Avoid bad service by hiring the right people, training new team members, and mentoring staff for better presentation and sales skills. Your management team should catch and address poor behavior or etiquette before it escalates into a full-blown complaint.
4. Slow service, late deliveries, long cook times, and wrong orders
Of course, if a customer waits an abnormally long time for food, it results in a poor experience. However, you’ve probably had guests complain, only to rush over and see it’s only been eight minutes. The thing is, time moves differently depending on the guest, their mood, or the circumstances around their meal.
A nonchalant duo who mentioned they just ate a few hours ago and wants to catch up for a bit probably won’t notice that an appetizer took forever. In contrast, the guest who has movie tickets or crying kids at the table may feel like everything is moving at a snail’s pace.
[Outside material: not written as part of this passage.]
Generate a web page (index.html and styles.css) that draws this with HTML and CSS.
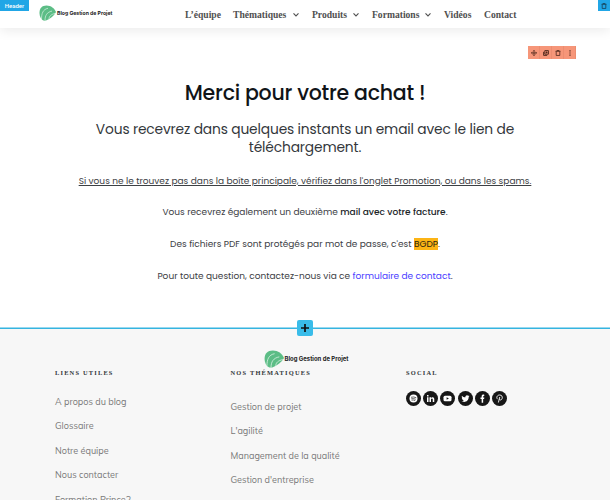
FILE: index.html
```html
<!DOCTYPE html>
<html lang="fr">
<head>
    <meta charset="UTF-8">
    <meta name="viewport" content="width=device-width, initial-scale=1.0">
    <title>Merci - Blog Gestion de Projet</title>
    <link rel="stylesheet" href="styles.css">
</head>
<body>
    <svg class="sprite" width="0" height="0">
        <symbol id="leaf" viewBox="0 0 34 34" preserveAspectRatio="none">
            <path fill="#5cbd86" d="M1 16C1 7 6 1 15 1c9 0 16 6 19 14-4 8-11 14-20 18C5 35 1 25 1 16z"/>
            <path fill="none" stroke="#e9f7ef" stroke-width="1.3" d="M5 30C5 18 8 9 18 7M12 33c0-11 4-18 14-20M20 30c0-6 4-10 12-12"/>
        </symbol>
        <symbol id="trash" viewBox="0 0 10 10">
            <path fill="none" stroke="currentColor" stroke-width="1.3" d="M.8 2.2h8.4M3.2 2V.9h3.6V2M2 2.5v6.6h6V2.5"/>
        </symbol>
        <symbol id="chevron" viewBox="0 0 8 6">
            <path fill="none" stroke="currentColor" stroke-width="1.1" d="M1.5 1.3 4 3.9l2.5-2.6"/>
        </symbol>
    </svg>

    <header class="header">
        <span class="header-tag">Header</span>
        <span class="header-tool"><svg width="6" height="6"><use href="#trash"/></svg></span>
        <a class="logo" href="#"><svg width="17" height="16"><use href="#leaf"/></svg><span>Blog Gestion de Projet</span></a>
        <nav class="nav">
            <a class="n1" href="#">L’équipe</a>
            <a class="n2" href="#">Thématiques <svg width="8" height="6"><use href="#chevron"/></svg></a>
            <a class="n3" href="#">Produits <svg width="8" height="6"><use href="#chevron"/></svg></a>
            <a class="n4" href="#">Formations <svg width="8" height="6"><use href="#chevron"/></svg></a>
            <a class="n5" href="#">Vidéos</a>
            <a class="n6" href="#">Contact</a>
        </nav>
    </header>

    <main class="content">
        <div class="toolbar">
            <span><svg width="6" height="6" viewBox="0 0 10 10"><path fill="none" stroke="currentColor" stroke-width="1.3" d="M5 .8v8.4M.8 5h8.4M3.5 2.2 5 .7l1.5 1.5M3.5 7.8 5 9.3l1.5-1.5M2.2 3.5.7 5l1.5 1.5M7.8 3.5 9.3 5 7.8 6.5"/></svg></span>
            <span><svg width="6" height="6" viewBox="0 0 10 10"><path fill="none" stroke="currentColor" stroke-width="1.5" d="M3 1h6v6H3zM1 3v6h6M4.5 4h3M6 2.5v3"/></svg></span>
            <span><svg width="6" height="6"><use href="#trash"/></svg></span>
            <span><svg width="6" height="6" viewBox="0 0 10 10"><path fill="currentColor" d="M4 .5h2v2H4zM4 4h2v2H4zM4 7.5h2v2H4z"/></svg></span>
        </div>
        <h1>Merci pour votre achat !</h1>
        <h2>Vous recevrez dans quelques instants un email avec le lien de<br>téléchargement.</h2>
        <p><u>Si vous ne le trouvez pas dans la boîte principale, vérifiez dans l'onglet Promotion, ou dans les spams.</u></p>
        <p>Vous recevrez également un deuxième <strong>mail avec votre facture</strong>.</p>
        <p>Des fichiers PDF sont protégés par mot de passe, c'est <mark>BGDP</mark>.</p>
        <p class="question">Pour toute question, contactez-nous via ce <a href="#">formulaire de contact</a>.</p>
    </main>

    <footer class="footer">
        <button class="add" aria-label="Ajouter"><svg width="8" height="8" viewBox="0 0 8 8"><path stroke="#111" stroke-width="1.7" d="M4 0v8M0 4h8"/></svg></button>
        <a class="logo footer-logo" href="#"><svg width="20" height="18"><use href="#leaf"/></svg><span>Blog Gestion de Projet</span></a>
        <div class="columns">
            <div class="column">
                <h3>Liens utiles</h3>
                <ul>
                    <li>A propos du blog</li>
                    <li>Glossaire</li>
                    <li>Notre équipe</li>
                    <li>Nous contacter</li>
                    <li>Formation Prince2</li>
                </ul>
            </div>
            <div class="column themes">
                <h3>Nos thématiques</h3>
                <ul>
                    <li>Gestion de projet</li>
                    <li>L'agilité</li>
                    <li>Management de la qualité</li>
                    <li>Gestion d'entreprise</li>
                </ul>
            </div>
            <div class="column">
                <h3>Social</h3>
                <div class="social">
                    <svg viewBox="0 0 30 30"><circle cx="15" cy="15" r="15"/><circle class="w" cx="15" cy="15" r="8"/><path class="k" d="M10 12.5q5.5-1.5 10.5 1M10.5 15.5q4.5-1.2 9 1M11 18.3q4-1 7.5 1"/></svg>
                    <svg viewBox="0 0 30 30"><circle cx="15" cy="15" r="15"/><path class="w" d="M8 12.5h3V22H8zM8 8h3v3H8zM13 12.5h3v1.3c1.5-2.5 6.5-2 6.5 2.2v6h-3v-5.3c0-2.5-3.5-2.5-3.5 0V22h-3z"/></svg>
                    <svg viewBox="0 0 30 30"><circle cx="15" cy="15" r="15"/><rect class="w" x="7" y="9.5" width="16" height="11" rx="3"/><path d="m13.3 12.3 4.5 2.7-4.5 2.7z"/></svg>
                    <svg viewBox="0 0 30 30"><circle cx="15" cy="15" r="15"/><path class="w" d="M23 10.2c-.6.3-1.2.5-1.9.5.7-.4 1.2-1 1.4-1.8-.6.4-1.3.7-2.1.8a3.3 3.3 0 0 0-5.6 3c-2.7-.1-5.1-1.4-6.8-3.4-.9 1.5-.4 3.4 1 4.4-.5 0-1-.2-1.5-.4 0 1.6 1.1 2.9 2.6 3.2-.5.1-1 .2-1.5.1.4 1.3 1.6 2.2 3.1 2.3A6.6 6.6 0 0 1 7 20.2c6.5 4.1 14.5 0 14.4-8.3.6-.5 1.2-1 1.6-1.7z"/></svg>
                    <svg viewBox="0 0 30 30"><circle cx="15" cy="15" r="15"/><path class="w" d="M13.3 23.5V16H11v-3h2.3v-2.2c0-2.8 1.8-4 5.2-3.5v2.6c-1.7-.1-2.2.2-2.2 1.3V13h2.3l-.4 3h-1.9v7.5z"/></svg>
                    <svg viewBox="0 0 30 30"><circle cx="15" cy="15" r="15"/><path class="p" d="M11 16.3c-3-3.5-.5-8.3 4.3-8.3 4.5 0 6 3.5 5 6.8-1.1 3.8-4.8 4-5.5 1.7M15.5 12 12.8 23"/></svg>
                </div>
            </div>
        </div>
    </footer>
</body>
</html>
```
FILE: styles.css
```css
* {
    box-sizing: border-box;
}
body {
    margin: 0;
    height: 500px;
    overflow: hidden;
    background: #fff;
    font-family: Poppins, Inter, sans-serif;
    color: #33373b;
}
a {
    color: inherit;
    text-decoration: none;
}
svg {
    display: block;
    flex: none;
}
.sprite {
    position: absolute;
}
.header {
    position: relative;
    display: flex;
    height: 28px;
    padding-left: 39px;
    box-shadow: 0 3px 12px rgba(0, 0, 0, 0.08);
}
.header-tag {
    position: absolute;
    left: 0;
    top: 0;
    width: 29px;
    height: 11px;
    background: #21a6e6;
    color: #fff;
    font: 500 6px/11px Roboto, sans-serif;
    text-align: center;
}
.header-tool {
    position: absolute;
    right: 0;
    top: 0;
    width: 12px;
    height: 11px;
    padding: 3px;
    background: #21a6e6;
    color: #173c50;
}
.logo {
    display: flex;
    align-items: center;
    width: 146px;
    height: 26px;
    font: 700 5.15px Inter, sans-serif;
    color: #222;
    white-space: nowrap;
}
.logo span {
    margin-left: 1px;
}
.nav {
    display: flex;
    height: 29px;
    align-items: center;
    font: 700 9.6px "Liberation Serif", serif;
    color: #505050;
    white-space: nowrap;
}
.nav a {
    display: flex;
    align-items: center;
    justify-content: space-between;
    margin-right: 12px;
}
.n1 { width: 36px; }
.n2 { width: 67px; }
.n3 { width: 48px; }
.n4 { width: 60px; }
.nav .n5 { width: 29px; margin-right: 11px; }
.n6 { width: 32px; }

.content {
    height: 300px;
    padding-top: 18px;
    text-align: center;
    white-space: nowrap;
    font-feature-settings: "cv11";
}
.toolbar {
    display: flex;
    width: 48px;
    height: 13px;
    margin-left: 528px;
    background: #f69679;
    color: #4a2418;
}
.toolbar span {
    display: flex;
    flex: 1;
    align-items: center;
    justify-content: center;
    border-right: 1px solid #ec8d70;
}
h1, h2, h3, p, ul {
    margin: 0;
    padding: 0;
}
h1 {
    height: 61.5px;
    padding-top: 19px;
    font-size: 20.5px;
    letter-spacing: -0.25px;
    line-height: 30px;
    font-weight: 500;
    color: #101418;
}
h2 {
    height: 53px;
    font-size: 13.8px;
    letter-spacing: -0.15px;
    line-height: 18.5px;
    font-weight: 400;
}
p {
    font-size: 9px;
    line-height: 14px;
    height: 31.7px;
    color: #3c4044;
}
.content strong {
    font-weight: 500;
    color: #202428;
}
mark {
    background: #fcb415;
    color: #2c2410;
}
.question a {
    color: #4a40ff;
}

.footer {
    position: relative;
    height: 172px;
    padding: 20px 55px 0;
    border-top: 1px solid #35b4e0;
    background: #f7f7f7;
    box-shadow: 0 -0.5px 0 #35b4e0;
}
.add {
    position: absolute;
    left: 297px;
    top: -9px;
    width: 16px;
    height: 16px;
    padding: 4px;
    border: 0;
    border-radius: 2px;
    background: #39bce9;
}
.footer-logo {
    width: 83px;
    height: 19px;
    margin: 0 auto;
    font-size: 5.95px;
}
.columns {
    display: grid;
    grid-template-columns: 175.5px 175.5px 1fr;
    white-space: nowrap;
}
h3 {
    font: 700 6.4px/10px "Liberation Serif", serif;
    letter-spacing: 1.2px;
    text-transform: uppercase;
    color: #32363a;
}
.column ul {
    padding-top: 11.7px;
    list-style: none;
    font: 9.05px Mulish, Muli, "Open Sans", sans-serif;
    color: #777;
}
.themes ul {
    padding-top: 16.7px;
}
.column li {
    line-height: 24.5px;
}
.social {
    display: flex;
    gap: 2.2px;
    padding-top: 13px;
}
.social svg {
    width: 15px;
    height: 15px;
    fill: #171717;
}
.social .w {
    fill: #fff;
}
.social .k {
    fill: none;
    stroke: #171717;
    stroke-width: 1.3;
}
.social .p {
    fill: none;
    stroke: #fff;
    stroke-width: 1.8;
}
```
So how can you address a complaint that many times isn’t even an actual problem? It’s all about appearances and the intuitiveness of your staff. See, guests do certain things when they’re antsy. You may see them looking around more or commenting when they watch a table get an appetizer before they do. Handle these grievances by:
Requiring management to spot check ticket times to catch any problematic orders. Even during high-volume hours, your supervisors should see potential problems and note if a server reports unique circumstances.
Encouraging staff to take actions like checking their ticket times. Also, teach employees about the proper chain of command and when to escalate the problem. Does your server go to the manager? Or do they head into the kitchen to ask the cooks?
Asking teams to communicate with their guests. For example, if someone appears to be agitated, it makes sense to stop by and soothe them. Update guests with their order status, “It looks like about five or so minutes until that broasted chicken comes out of the oven. Can I refill your drink before your food comes?”
5. COVID-19 concerns and complaints
Long after the pandemic ends, your guests will have an opinion on policies. Your crew is made up of regular people. They aren’t epidemiologists or lawmakers. Yet, they may get customer complaints about your requirements. Common grievances include not seating open tables to comply with social distancing guidelines or wearing a mask to the bathroom.
The solution to this concern is the same as many of the above restaurant customer complaints. Hire the best people while training and monitoring your staff. Then, connect the public safety guidelines back to your brand mission and values. Your restaurant relies on ensuring that topmost safety methods are always used, pandemic, or not. And of course, to keep your doors open, you need certain business and health licenses to operate.
Work with your teams to develop scripts to respond to repetitive questions and consider adding a pandemic-specific FAQ page on your website that answers top guest concerns.
How do you calm an upset restaurant guest?
Take a breath and apologize. Yes, it’s that simple. Don’t blame or ask 20 questions. Say you’re sorry and fix the issue. This goes for in-house, online, and phone conversations. Get to the reasons behind the complaint when you’re out of the public eye. Then take steps to prevent problems from happening in the first place.
While you can’t prevent rude customers, the actions you take before the complaint and how you address a customer grievance ultimately impacts your restaurant’s success.